A competing narrative
The attorneys’ court filing shed more light on the Friday evening incident involving French, who faces charges of attempted second-degree murder on a law enforcement officer, being a felon in possession of a firearm and third-degree grand theft with a firearm.
But French denies having a gun, according to the filing.
French, the filing says, was driving around Miami’s Liberty City neighborhood when a red Jeep-like vehicle began to follow him. He worried about possibly being in danger as he grew up in the area and has been the victim of crime.
As French made a turn, he lost control of the Challenger and collided with a pole, according to the filing. That’s when a man dressed in all black appeared in front of the car, pointing a gun at French.
The red car, unmarked and displaying no lights or sirens, was behind the Challenger, the filing says.
The man demanded that French put his hands in the air, to which he complied, according to the filing. The man fired through the windshield while French’s hands were up.
French was struck eight times, his attorneys say.
According to the filing, the car never moved as French drives with his hands. French became paralyzed after being shot by a neighbor in his 20s.
“The fact of the matter is that Virgil said his hands were in the in the air when they started shooting at him, and he’s a paraplegic,” attorney Joe Klock told the Miami Herald.
French realized the man was a detective when officers in “Robbery Unit” shirts ordered him to get out of the car, the filing says.
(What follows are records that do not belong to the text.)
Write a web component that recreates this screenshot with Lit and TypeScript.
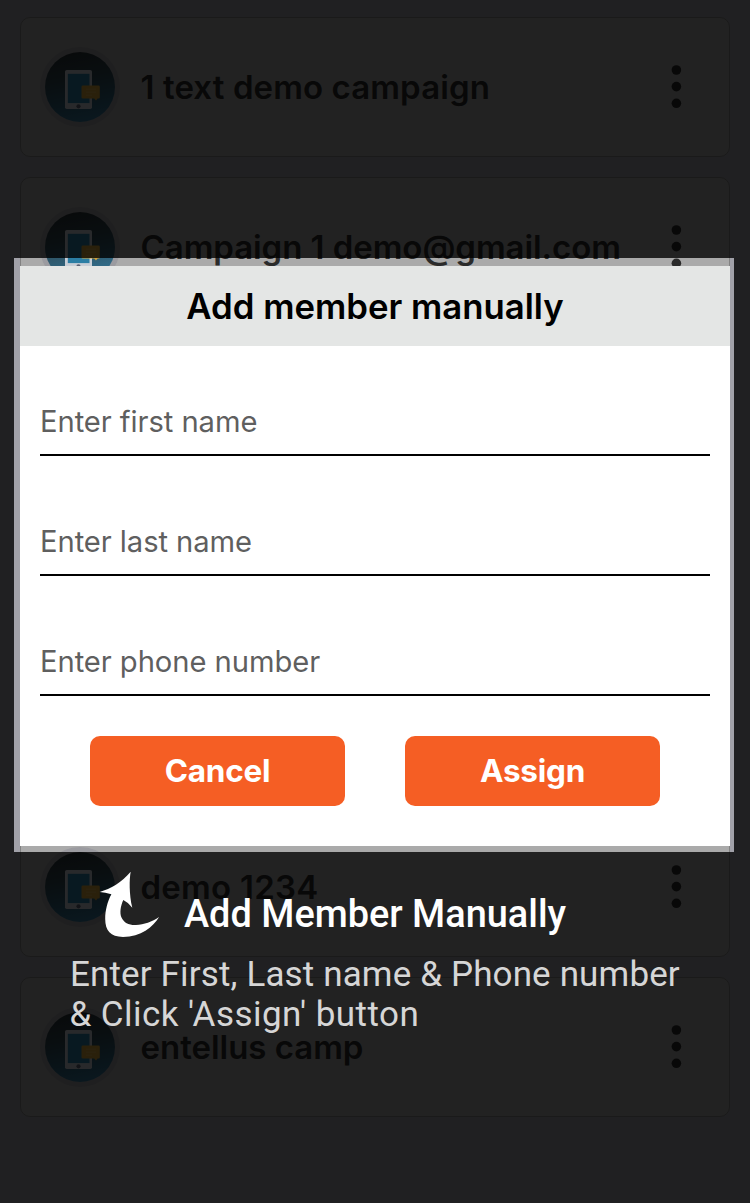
import { LitElement, html, css, svg } from "lit";
import { customElement, property } from "lit/decorators.js";

@customElement("campaign-card")
class CampaignCard extends LitElement {
  @property() label = "";
  @property({ type: Number }) tracking = 0;

  static styles = css`
    :host {
      display: flex;
      align-items: center;
      box-sizing: border-box;
      height: 140px;
      flex: none;
      padding: 0 47px 0 19px;
      border: 1px solid #828282;
      border-radius: 10px;
      background: #aaaaaa;
      color: #2b2b2b;
      font: 600 33px/40px Inter, sans-serif;
    }
    .badge, .dots { display: block; flex: none; }
    .label { flex: 1; margin-left: 20.5px; white-space: nowrap; }
  `;

  render() {
    return html`
      <svg class="badge" width="80" height="80" viewBox="0 0 80 80">
        <defs>
          <linearGradient id="sea" x1="0.4" y1="0" x2="0.6" y2="1">
            <stop offset="0" stop-color="#2b3438" />
            <stop offset="0.35" stop-color="#2f4650" />
            <stop offset="0.7" stop-color="#2f6078" />
            <stop offset="1" stop-color="#34789a" />
          </linearGradient>
        </defs>
        <circle cx="40" cy="40" r="40" fill="#9b9ba0" />
        <circle cx="40" cy="40" r="35" fill="url(#sea)" />
        <rect x="25" y="23" width="27" height="39" rx="1.8" fill="#c8ced6" />
        <rect x="27.8" y="26.8" width="21.7" height="29.3" fill="#2b7ea4" />
        <circle cx="38.5" cy="59.3" r="2.1" fill="#5b6274" />
        <path d="M42.800 38.600H58.500Q59.800 38.600 59.800 39.900V50.300Q59.800 51.500 58.500 51.500H57.600L56 53.600L54.200 51.500H42.800Q41.500 51.500 41.500 50.300V39.900Q41.500 38.600 42.800 38.600Z" fill="#d0a038" />
        <path d="M46 42.200H56M46 45.200H56M46 48.200H52" stroke="#dcb460" stroke-width="0.8" />
      </svg>
      <span class="label" style="letter-spacing:${this.tracking}px">${this.label}</span>
      <svg class="dots" width="12" height="44" viewBox="0 0 12 44">
        ${[5, 21.6, 38.3].map((y) => svg`<circle cx="6.4" cy=${y} r="4.8" fill="#2a2a2a" />`)}
      </svg>
    `;
  }
}

@customElement("add-member-dialog")
class AddMemberDialog extends LitElement {
  static styles = css`
    :host {
      display: flex;
      flex-direction: column;
      background: #fff;
      font-family: Inter, sans-serif;
    }
    h2 {
      margin: 0;
      height: 80px;
      background: #e4e6e5;
      color: #000;
      font: 600 34.74px/80px Inter, sans-serif;
      text-align: center;
    }
    .fields {
      display: flex;
      flex-direction: column;
      gap: 50px;
      padding: 40px 20px 0;
    }
    .field {
      box-sizing: border-box;
      height: 70px;
      border-bottom: 2px solid #000;
      padding-top: 16px;
      font-size: 29.2px;
      letter-spacing: -0.07px;
      line-height: 40px;
      color: #5f5f5f;
      white-space: nowrap;
    }
    .actions {
      display: flex;
      justify-content: center;
      gap: 60px;
      padding-top: 40px;
    }
    button {
      width: 255px;
      height: 70px;
      padding: 0;
      border: 0;
      border-radius: 10px;
      background: #f55e24;
      color: #fff;
      font: 700 31.5px/70px Inter, sans-serif;
      letter-spacing: -0.25px;
    }
  `;

  render() {
    return html`
      <h2>Add member manually</h2>
      <div class="fields">
        ${["Enter first name", "Enter last name", "Enter phone number"].map(
          (hint) => html`<div class="field">${hint}</div>`
        )}
      </div>
      <div class="actions">
        <button>Cancel</button>
        <button>Assign</button>
      </div>
    `;
  }
}

@customElement("app-root")
class AppRoot extends LitElement {
  static styles = css`
    :host {
      display: block;
      position: relative;
      width: 750px;
      height: 1203px;
      overflow: hidden;
      background: #a1a1a9;
    }
    .list {
      display: flex;
      flex-direction: column;
      gap: 20px;
      padding: 17px 20px 0;
    }
    .dialog {
      position: absolute;
      left: 20px;
      top: 266px;
      width: 710px;
      height: 580px;
    }
    .spotlight {
      position: absolute;
      left: 14px;
      top: 258px;
      width: 720px;
      height: 594px;
      box-shadow: 0 0 0 1300px rgba(0, 0, 0, 0.8);
      pointer-events: none;
    }
    .coach {
      position: absolute;
      left: 69px;
      top: 871px;
      display: flex;
      flex-direction: column;
      gap: 17px;
      font-family: Roboto, sans-serif;
      white-space: nowrap;
    }
    .heading {
      display: flex;
      align-items: flex-start;
      height: 67px;
      padding-left: 30px;
    }
    .heading svg { display: block; flex: none; }
    h3 {
      margin: 23px 0 0 24px;
      font-size: 37.9px;
      font-weight: 500;
      line-height: 40px;
      color: #fff;
    }
    p {
      margin: 0;
      font-size: 35px;
      line-height: 40px;
      color: #d6d6d6;
    }
    .line { display: block; padding-left: 1px; letter-spacing: 0.14px; }
    .line.loose { padding-left: 0.5px; letter-spacing: 0.45px; }
  `;

  private campaigns: [string, number][] = [
    ["1 text demo campaign", 0.1],
    ["Campaign 1 demo@gmail.com", -0.06],
    ["", 0],
    ["", 0],
    ["", 0],
    ["demo 1234", 0.25],
    ["entellus camp", -0.03],
  ];

  render() {
    return html`
      <div class="list">
        ${this.campaigns.map(
          ([name, tracking]) => html`<campaign-card .label=${name} .tracking=${tracking}></campaign-card>`
        )}
      </div>
      <add-member-dialog class="dialog"></add-member-dialog>
      <div class="spotlight"></div>
      <div class="coach">
        <div class="heading">
          <svg width="61" height="67" viewBox="0 0 61 67">
            <path fill="#fff" d="M31.7 0.7C30.3 8 30 23 33.3 36.8Q29.5 31.5 24.3 29C21.5 35 20.5 42 22.5 46.5C25 52 30 54.3 37 54C45 53.6 53 50.5 60.1 45.9C54 56 42 65.8 24 65.9C11.5 65.9 6.2 59.5 6.2 48C6.2 39.5 8.4 30.5 12.4 23.2Q6 21.4 0.7 21C12 17.5 22.5 11.5 31.7 0.7Z" />
          </svg>
          <h3>Add Member Manually</h3>
        </div>
        <p>
          <span class="line">Enter First, Last name &amp; Phone number</span>
          <span class="line loose">&amp; Click 'Assign' button</span>
        </p>
      </div>
    `;
  }
}
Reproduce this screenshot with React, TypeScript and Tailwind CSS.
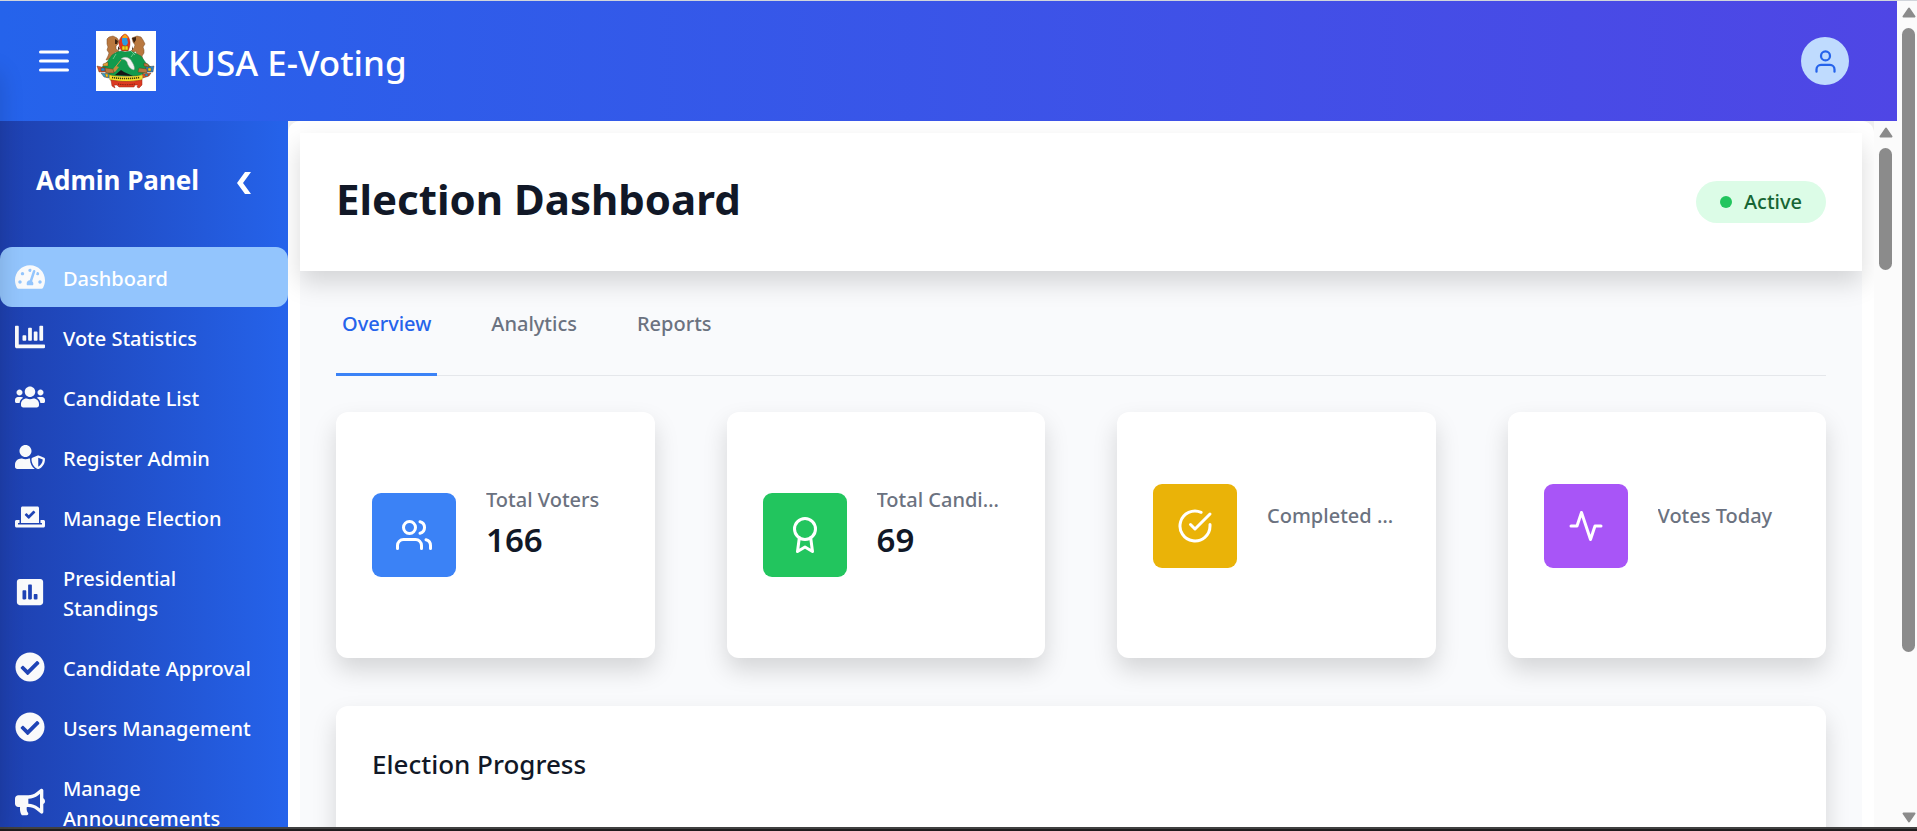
import type { ComponentType, ReactNode } from "react";
import {
  FaBullhorn,
  FaChartBar,
  FaCheckCircle,
  FaPoll,
  FaTachometerAlt,
  FaUserShield,
  FaUsers,
  FaVoteYea,
} from "react-icons/fa";
import { FiActivity, FiAward, FiCheckCircle, FiUser, FiUsers } from "react-icons/fi";

type Icon = ComponentType<{ className?: string }>;

const navItems: { label: string; icon: Icon; active?: boolean }[] = [
  { label: "Dashboard", icon: FaTachometerAlt, active: true },
  { label: "Vote Statistics", icon: FaChartBar },
  { label: "Candidate List", icon: FaUsers },
  { label: "Register Admin", icon: FaUserShield },
  { label: "Manage Election", icon: FaVoteYea },
  { label: "Presidential Standings", icon: FaPoll },
  { label: "Candidate Approval", icon: FaCheckCircle },
  { label: "Users Management", icon: FaCheckCircle },
  { label: "Manage Announcements", icon: FaBullhorn },
];

const stats: { label: string; value?: string; icon: Icon; color: string }[] = [
  { label: "Total Voters", value: "166", icon: FiUsers, color: "bg-[#3b82f6]" },
  { label: "Total Candidates", value: "69", icon: FiAward, color: "bg-[#22c55e]" },
  { label: "Completed Elections", icon: FiCheckCircle, color: "bg-[#eab308]" },
  { label: "Votes Today", icon: FiActivity, color: "bg-[#a855f7]" },
];

const tabs = ["Overview", "Analytics", "Reports"];

function Crest() {
  return (
    <svg viewBox="0 0 60 60" className="size-[60px] shrink-0 bg-white" role="img" aria-label="KUSA crest">
      <g fill="#b9783f" stroke="#7a4a20" strokeWidth=".5">
        <path d="M11 8l2-2 4-1 4 2 2 3-1 3-2 2 0 3 3 2-1 2-3-1-1 4-3 1-1 2-4 1 2-4 1-3-2-3 1-3-1-3z" />
        <path d="M47 9l-2-3-4-1-5 2 1 4 2 3-1 3-3 3 1 2 4-2 1 4 2 3 4 2-1-4 2-3 0-3-1-3 2-3z" />
      </g>
      <path d="M19 8l3 2-1 3-2 0zM40 6l-4 1 2 5 2-3zM22 15l2 3-2 1zM37 15l-1 3 1 1z" fill="#3a2211" />
      <path d="M29 3c3 1 5 5 5 9 0 3-1 6-2 8h-6c-2-2-3-5-3-8 0-4 3-8 6-9z" fill="#e5331d" stroke="#9c2413" strokeWidth=".5" />
      <path d="M26 6l3-3 3 3-1 2h-4z" fill="#f6a51a" />
      <path d="M26 7h5l1 5-2 3-3-1-1-3z" fill="#2d9be0" />
      <path d="M26 15h6v4h-6z" fill="#f7d51d" stroke="#8a5a0a" strokeWidth=".5" />
      <path d="M29 15v4" stroke="#8a5a0a" strokeWidth=".6" />
      <path d="M6 36l5-5 5-7 5-3 4-1 4 1 6-1 4 2 6 3 5 7 5 4-4 5-9 4H16l-8-5z" fill="#129a4d" stroke="#0a7a3b" strokeWidth=".4" />
      <path d="M35 20l4 4M38 22l-3 4M20 23l-3 5" stroke="#7cd09c" strokeWidth=".8" />
      <path d="M25 28c3-3 9-2 11 3 2 3 3 6 2 8-4-1-6-4-7-8-1-2-3-3-6-3z" fill="#f2f4f2" stroke="#9aa79d" strokeWidth=".5" />
      <path d="M17 39l8-10" stroke="#d39a45" strokeWidth="1" />
      <path d="M16 40l4-5 3 1-4 5z" fill="#c98a3c" />
      <path d="M19 44l6-5 3 2 9 4z" fill="#171717" />
      <g stroke="#5c3413" strokeWidth=".4">
        <path d="M1 35l9 2 1 4-8 0z" fill="#d9512b" />
        <path d="M5 37l4 0 0 3-4 0z" fill="#2c86c8" />
        <path d="M9 37l8 1 1 4-8 0z" fill="#b9783f" />
        <path d="M5 42l9 1-1 4-5-1z" fill="#2f9ed0" />
        <path d="M9 43l3 0 0 3-2 0z" fill="#f3cb26" />
        <path d="M7 33l5-2 0 4-5 0z" fill="#e0a13a" />
        <path d="M58 35l-8 1-1 5 8 0z" fill="#2c86c8" />
        <path d="M55 37l-3 0 0 3 3 0z" fill="#f3cb26" />
        <path d="M51 38l-8-1-1 4 9 1z" fill="#b9783f" />
        <path d="M55 42l-9 1 1 4 6-2z" fill="#d9512b" />
        <path d="M52 43l-3 0 0 2 3 0z" fill="#2f9ed0" />
        <path d="M48 32l4 1 1 3-5-1z" fill="#b9783f" />
      </g>
      <path d="M13 44c11 2 23 2 34 0l-1 5c-11 2-21 2-32 0z" fill="#f8e02a" stroke="#8a7a10" strokeWidth=".5" />
      <path d="M16 46.500c9 1.400 19 1.400 28 0" stroke="#3b370d" strokeWidth="1.600" strokeDasharray="1.200 .8" fill="none" />
      <path d="M15 49c10 2 20 2 31 0l0 5-3 3-2-1 1-2-3 0-1 2H23l-2-2-3 0 1 3-3-2z" fill="#dc3a22" stroke="#9c2413" strokeWidth=".5" />
      <path d="M22 53c6 1 11 1 17 0" stroke="#7d1d10" strokeWidth="1" strokeDasharray="1 .8" fill="none" />
    </svg>
  );
}

function ScrollArrow({ down = false }: { down?: boolean }) {
  return (
    <svg viewBox="0 0 14 11" className={down ? "h-[11px] w-[14px] rotate-180" : "h-[11px] w-[14px]"} aria-hidden="true">
      <path d="M7 1.500L12.500 9.500H1.500z" fill="#8b8b8b" stroke="#8b8b8b" strokeWidth="2" strokeLinejoin="round" />
    </svg>
  );
}

function Card({ children, className = "" }: { children: ReactNode; className?: string }) {
  return <div className={`rounded-xl bg-white p-9 shadow-[0_12px_24px_rgba(0,0,0,0.15)] ${className}`}>{children}</div>;
}

function Header() {
  return (
    <header className="flex h-[120px] shrink-0 items-center justify-between bg-linear-to-r/srgb from-[#2563eb] to-[#4f46e5] px-12">
      <div className="-ml-[9px] flex items-center">
        <button type="button" aria-label="Toggle menu" className="mr-[27px]">
          <svg viewBox="0 0 30 24" className="h-6 w-[30px]" stroke="#fff" strokeWidth="3" strokeLinecap="round">
            <path d="M1.500 3h27M1.500 12h27M1.500 21h27" />
          </svg>
        </button>
        <Crest />
        <span className="ml-3 pt-1 text-[35px] font-medium text-white">KUSA E-Voting</span>
      </div>
      <button type="button" aria-label="Profile" className="flex size-12 items-center justify-center rounded-full bg-[#bfdbfe]">
        <FiUser className="size-[27px] text-[#2563eb]" />
      </button>
    </header>
  );
}

function Sidebar() {
  return (
    <aside className="w-72 shrink-0 overflow-hidden bg-linear-to-r/srgb from-[#1e40af] to-[#2563eb] text-white">
      <div className="flex h-[126px] items-center justify-between px-9 pb-2">
        <h2 className="text-[26px] font-bold">Admin Panel</h2>
        <button type="button" aria-label="Collapse sidebar" className="pt-1.5">
          <svg viewBox="0 0 16 24" className="h-6 w-4" fill="#fff">
            <path d="M9 1h6L7 12l8 11H9L1 12z" />
          </svg>
        </button>
      </div>
      <nav>
        {navItems.map(({ label, icon: NavIcon, active }) => (
          <a
            key={label}
            href="#"
            className={`flex items-center gap-[18px] rounded-xl px-[15px] py-3 text-[20px] leading-[30px] font-medium ${
              active ? "bg-[#93c5fd]" : ""
            }`}
          >
            <NavIcon className="size-[30px] shrink-0 text-[#f9fafb]" />
            <span className="pt-[5px] pb-px">{label}</span>
          </a>
        ))}
      </nav>
    </aside>
  );
}

function Dashboard() {
  return (
    <main className="min-w-0 flex-1 overflow-hidden rounded-t-xl bg-white p-3 pb-0">
      <div className="min-h-full bg-[#f9fafc]">
        <div className="flex h-[138px] items-center justify-between bg-white px-9 shadow-[0_12px_24px_rgba(0,0,0,0.15)]">
          <h1 className="pb-2 text-[42px] font-bold text-[#111827]">Election Dashboard</h1>
          <span className="flex items-center gap-3 rounded-full bg-[#dcfce7] px-6 py-1.5 text-[20px] leading-[30px] font-medium text-[#166534]">
            <span className="size-3 rounded-full bg-[#22c55e]" />
            <span>Active</span>
          </span>
        </div>

        <div className="px-9">
          <div role="tablist" className="flex h-[105px] gap-12 border-b border-[#e5e7eb]">
            {tabs.map((tab, i) => (
              <button
                key={tab}
                type="button"
                role="tab"
                aria-selected={i === 0}
                className={`-mb-px flex border-b-3 px-1.5 pt-[38px] text-[20px] leading-[30px] font-medium ${
                  i === 0 ? "border-[#3b82f6] text-[#2563eb]" : "border-transparent text-[#6b7280]"
                }`}
              >
                {tab}
              </button>
            ))}
          </div>

          <div className="mt-9 grid grid-cols-4 gap-[72px]">
            {stats.map(({ label, value, icon: StatIcon, color }) => (
              <Card key={label} className={`flex h-[246px] items-center gap-[30px] ${value ? "" : "pb-[54px]"}`}>
                <div className={`flex size-[84px] shrink-0 items-center justify-center rounded-[9px] text-white ${color}`}>
                  <StatIcon className="size-9" />
                </div>
                <dl className="min-w-0 flex-1 pb-5">
                  <dt className="truncate text-[20px] leading-[30px] font-medium text-[#6b7280]">{label}</dt>
                  {value && <dd className="text-[33px] leading-[50px] font-semibold text-[#111827]">{value}</dd>}
                </dl>
              </Card>
            ))}
          </div>

          <Card className="mt-12 min-h-[180px]">
            <h2 className="text-[26px] leading-[45px] font-medium text-[#111827]">Election Progress</h2>
          </Card>
        </div>
      </div>
    </main>
  );
}

export default function App() {
  return (
    <div className="relative flex h-screen flex-col overflow-hidden border-t border-[#d1d5db] font-['Noto_Sans','Open_Sans',sans-serif]">
      <div className="flex min-h-0 flex-1">
        <div className="flex min-w-0 flex-1 flex-col">
          <Header />
          <div className="flex min-h-0 flex-1 bg-[#efefef]">
            <Sidebar />
            <Dashboard />
            <div className="flex w-[23px] shrink-0 flex-col items-center bg-[#fbfbfb] pt-1.5" aria-hidden="true">
              <ScrollArrow />
              <div className="mt-2.5 h-[122px] w-[13px] rounded-full bg-[#8b8b8b]" />
            </div>
          </div>
        </div>
        <div className="flex w-5 shrink-0 flex-col items-center bg-[#fbfbfb] pt-1.5 pb-1 pl-[3px]" aria-hidden="true">
          <ScrollArrow />
          <div className="mt-2.5 mb-1 min-h-0 w-[13px] flex-1">
            <div className="h-4/5 rounded-full bg-[#8b8b8b]" />
          </div>
          <ScrollArrow down />
        </div>
      </div>
      <div className="h-1 shrink-0 border-t-2 border-[#414141] bg-[#1f1c1d]" />
      <div className="pointer-events-none absolute top-[60px] bottom-1 -left-10 w-10 shadow-[0_12px_24px_rgba(0,0,0,0.15)]" />
    </div>
  );
}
Officers pulled French out of the Challenger and beat him in the face and stomach as well as other body parts.
The filing also alleges that police cut open French’s shirt and removed all his clothes, leaving him naked on the sidewalk for at least 20 minutes.
The Challenger, according to the filing, appears to have been hit in the rear or rear side bumper, which could have been caused by a PIT maneuver gone wrong. A PIT maneuver is a tactic used by law enforcement to force a fleeing vehicle to turn sideways, which causes the driver to lose control.
French was released from jail after bonding out on Sunday.
And last week wasn’t the first time French had a run-in with police. French has been arrested more than 15 times since 1998, although most cases were dropped, state records show.
He was convicted of giving police false information in 2003 and burglary of an occupied dwelling in 2006. According to the records, French was charged with a homicide in North Miami Beach in November 2022, but the case was eventually dropped.
Police tight-lipped on case
Miami-Dade police, in an email to the Miami Herald Monday, declined to comment, citing an active internal affairs investigation. The Florida Department of Law Enforcement is now the lead agency on the case.
Steadman Stahl, president of South Florida’s Police Benevolent Association, said French initially slowed down when ordered by the officer before he took off. The officer, Stahl said, then lost sight of French’s vehicle, which crashed into a pole. When cops caught up with him, they ordered him out of the car.
“Instead of obeying officers commands, the subject accelerated his vehicle, striking one of the officers and pinning him between the subject’s vehicle and a police car,” Stahl said.
When the officer fired, the vehicle rolled backward and released the pinned officer.
“He was very lucky,” Stahl said. “This could have been a much more devastating situation.”